**SHORT EXERCISE**
List each line of the data that holds the string "styles", please.

**DATASET CONTENT**
◆ ◆ ◆ ◆
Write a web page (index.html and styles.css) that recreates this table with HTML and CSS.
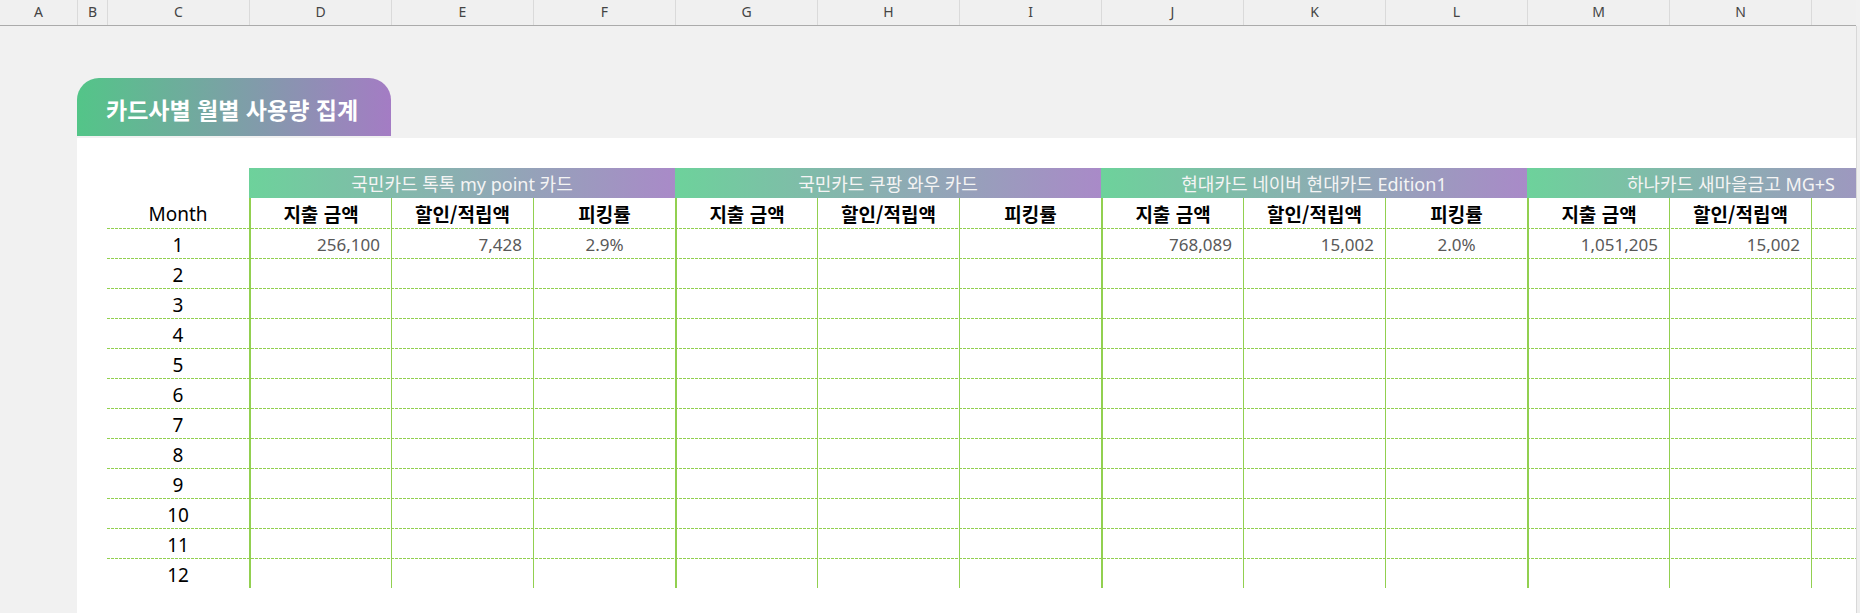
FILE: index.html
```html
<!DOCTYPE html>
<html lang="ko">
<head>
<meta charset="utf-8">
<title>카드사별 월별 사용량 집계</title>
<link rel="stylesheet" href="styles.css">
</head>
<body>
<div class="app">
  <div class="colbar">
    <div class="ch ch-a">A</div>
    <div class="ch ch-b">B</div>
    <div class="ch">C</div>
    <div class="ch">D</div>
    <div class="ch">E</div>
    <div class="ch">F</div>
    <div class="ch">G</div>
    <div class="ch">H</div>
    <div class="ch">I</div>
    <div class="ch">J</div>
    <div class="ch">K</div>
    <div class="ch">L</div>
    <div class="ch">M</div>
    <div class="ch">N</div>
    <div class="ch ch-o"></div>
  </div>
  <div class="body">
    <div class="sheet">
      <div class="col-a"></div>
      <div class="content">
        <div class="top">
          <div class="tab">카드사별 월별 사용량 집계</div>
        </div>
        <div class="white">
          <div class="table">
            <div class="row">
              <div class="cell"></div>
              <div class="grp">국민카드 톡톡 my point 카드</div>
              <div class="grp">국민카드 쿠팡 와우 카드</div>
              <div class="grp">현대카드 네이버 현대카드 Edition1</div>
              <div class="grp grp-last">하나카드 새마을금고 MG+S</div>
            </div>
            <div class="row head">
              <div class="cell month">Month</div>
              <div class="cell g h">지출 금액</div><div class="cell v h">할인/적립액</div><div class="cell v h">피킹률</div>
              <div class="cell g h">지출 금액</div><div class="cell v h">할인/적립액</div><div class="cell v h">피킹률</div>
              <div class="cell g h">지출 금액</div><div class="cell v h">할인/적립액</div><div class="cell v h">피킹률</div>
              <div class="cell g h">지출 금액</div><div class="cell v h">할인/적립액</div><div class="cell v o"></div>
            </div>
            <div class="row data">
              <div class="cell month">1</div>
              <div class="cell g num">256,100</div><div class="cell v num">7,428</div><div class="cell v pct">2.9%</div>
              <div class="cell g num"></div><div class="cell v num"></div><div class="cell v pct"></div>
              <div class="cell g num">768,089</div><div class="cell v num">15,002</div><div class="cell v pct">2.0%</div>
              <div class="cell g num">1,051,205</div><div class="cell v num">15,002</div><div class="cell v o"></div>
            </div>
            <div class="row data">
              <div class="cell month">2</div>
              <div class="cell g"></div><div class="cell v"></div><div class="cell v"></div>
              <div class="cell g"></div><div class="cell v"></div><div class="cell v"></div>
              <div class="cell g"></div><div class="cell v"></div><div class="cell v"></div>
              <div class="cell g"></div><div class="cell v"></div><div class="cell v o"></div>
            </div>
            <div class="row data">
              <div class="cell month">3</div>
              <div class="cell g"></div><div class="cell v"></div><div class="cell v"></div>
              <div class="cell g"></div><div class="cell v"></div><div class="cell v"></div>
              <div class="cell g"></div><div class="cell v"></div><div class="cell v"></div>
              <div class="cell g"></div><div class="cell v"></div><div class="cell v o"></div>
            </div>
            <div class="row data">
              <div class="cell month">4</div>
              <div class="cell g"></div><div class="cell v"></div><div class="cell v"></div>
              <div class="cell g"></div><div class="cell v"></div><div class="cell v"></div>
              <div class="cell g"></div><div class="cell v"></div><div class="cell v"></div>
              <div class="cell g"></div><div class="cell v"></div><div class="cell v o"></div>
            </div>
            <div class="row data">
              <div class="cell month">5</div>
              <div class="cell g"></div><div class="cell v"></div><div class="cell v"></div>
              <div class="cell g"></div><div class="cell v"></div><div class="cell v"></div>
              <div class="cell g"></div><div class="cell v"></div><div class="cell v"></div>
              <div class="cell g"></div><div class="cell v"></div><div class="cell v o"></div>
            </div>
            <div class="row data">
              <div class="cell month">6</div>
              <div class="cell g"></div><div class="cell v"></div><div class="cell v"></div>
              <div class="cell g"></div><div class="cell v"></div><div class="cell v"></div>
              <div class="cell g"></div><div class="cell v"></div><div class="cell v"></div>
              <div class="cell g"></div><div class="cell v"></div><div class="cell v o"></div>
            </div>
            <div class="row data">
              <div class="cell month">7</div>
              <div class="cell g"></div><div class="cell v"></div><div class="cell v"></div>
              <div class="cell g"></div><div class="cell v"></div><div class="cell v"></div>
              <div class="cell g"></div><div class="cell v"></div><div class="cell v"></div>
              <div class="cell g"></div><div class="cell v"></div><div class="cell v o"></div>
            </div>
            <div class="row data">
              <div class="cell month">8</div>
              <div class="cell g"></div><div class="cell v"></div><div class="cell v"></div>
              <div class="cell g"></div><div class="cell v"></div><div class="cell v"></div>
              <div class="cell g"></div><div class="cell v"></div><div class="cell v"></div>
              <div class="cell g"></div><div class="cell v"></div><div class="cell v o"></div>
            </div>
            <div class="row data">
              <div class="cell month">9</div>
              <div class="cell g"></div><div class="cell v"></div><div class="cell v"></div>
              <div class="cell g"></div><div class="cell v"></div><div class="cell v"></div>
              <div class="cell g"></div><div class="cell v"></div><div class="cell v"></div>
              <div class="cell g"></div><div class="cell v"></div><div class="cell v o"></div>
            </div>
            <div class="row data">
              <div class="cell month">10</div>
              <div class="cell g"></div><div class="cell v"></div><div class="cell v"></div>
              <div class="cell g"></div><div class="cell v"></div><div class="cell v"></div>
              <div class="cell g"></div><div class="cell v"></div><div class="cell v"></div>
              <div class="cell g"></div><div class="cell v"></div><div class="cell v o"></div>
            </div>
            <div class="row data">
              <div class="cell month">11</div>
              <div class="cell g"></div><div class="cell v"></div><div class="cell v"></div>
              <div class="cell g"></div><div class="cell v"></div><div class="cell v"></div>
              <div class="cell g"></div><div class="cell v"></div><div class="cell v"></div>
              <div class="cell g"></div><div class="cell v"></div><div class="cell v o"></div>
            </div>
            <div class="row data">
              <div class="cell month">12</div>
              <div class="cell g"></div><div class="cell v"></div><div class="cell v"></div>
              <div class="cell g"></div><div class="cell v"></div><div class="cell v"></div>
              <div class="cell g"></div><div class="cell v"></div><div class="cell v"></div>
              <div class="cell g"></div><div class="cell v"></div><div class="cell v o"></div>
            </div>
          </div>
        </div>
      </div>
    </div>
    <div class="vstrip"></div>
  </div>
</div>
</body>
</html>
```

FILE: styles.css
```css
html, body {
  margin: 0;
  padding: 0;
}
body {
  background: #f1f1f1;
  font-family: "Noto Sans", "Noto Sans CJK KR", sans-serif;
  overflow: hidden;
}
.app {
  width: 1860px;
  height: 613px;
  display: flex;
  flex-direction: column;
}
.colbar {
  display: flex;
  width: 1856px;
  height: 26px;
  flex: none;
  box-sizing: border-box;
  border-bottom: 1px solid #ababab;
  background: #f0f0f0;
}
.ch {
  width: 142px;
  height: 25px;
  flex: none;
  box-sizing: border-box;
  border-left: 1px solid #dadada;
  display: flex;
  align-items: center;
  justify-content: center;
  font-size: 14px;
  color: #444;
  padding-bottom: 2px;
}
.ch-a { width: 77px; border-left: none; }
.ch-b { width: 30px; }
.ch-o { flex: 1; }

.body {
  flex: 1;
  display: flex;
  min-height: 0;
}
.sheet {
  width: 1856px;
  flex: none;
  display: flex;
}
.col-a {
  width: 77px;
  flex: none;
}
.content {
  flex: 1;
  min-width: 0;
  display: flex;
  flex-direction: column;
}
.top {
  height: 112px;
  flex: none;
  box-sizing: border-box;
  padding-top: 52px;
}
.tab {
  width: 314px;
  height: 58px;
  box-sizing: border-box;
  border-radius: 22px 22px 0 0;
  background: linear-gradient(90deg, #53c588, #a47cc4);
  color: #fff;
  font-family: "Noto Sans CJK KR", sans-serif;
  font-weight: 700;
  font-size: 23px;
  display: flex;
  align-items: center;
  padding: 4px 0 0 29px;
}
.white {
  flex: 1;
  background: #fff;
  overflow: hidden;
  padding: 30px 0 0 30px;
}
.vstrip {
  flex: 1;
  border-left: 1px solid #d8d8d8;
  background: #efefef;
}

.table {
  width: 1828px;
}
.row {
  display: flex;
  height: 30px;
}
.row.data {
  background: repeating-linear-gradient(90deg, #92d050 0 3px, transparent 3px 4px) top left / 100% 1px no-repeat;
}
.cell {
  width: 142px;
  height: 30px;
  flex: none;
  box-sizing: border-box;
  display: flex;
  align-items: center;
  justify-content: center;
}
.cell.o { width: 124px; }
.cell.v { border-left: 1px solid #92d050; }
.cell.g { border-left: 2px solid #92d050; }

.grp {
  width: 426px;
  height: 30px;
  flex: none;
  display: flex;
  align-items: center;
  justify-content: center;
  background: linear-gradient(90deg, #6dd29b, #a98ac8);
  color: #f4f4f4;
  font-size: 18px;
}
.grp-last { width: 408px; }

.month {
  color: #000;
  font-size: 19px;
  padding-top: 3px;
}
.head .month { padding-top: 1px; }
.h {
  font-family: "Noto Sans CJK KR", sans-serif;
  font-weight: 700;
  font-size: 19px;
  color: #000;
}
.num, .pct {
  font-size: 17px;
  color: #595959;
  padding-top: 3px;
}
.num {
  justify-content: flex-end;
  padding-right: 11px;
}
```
◆ ◆ ◆ ◆
**COMPLETE RESPONSE**
Write a web page (index.html and styles.css) that recreates this table with HTML and CSS.
<link rel="stylesheet" href="styles.css">
FILE: styles.css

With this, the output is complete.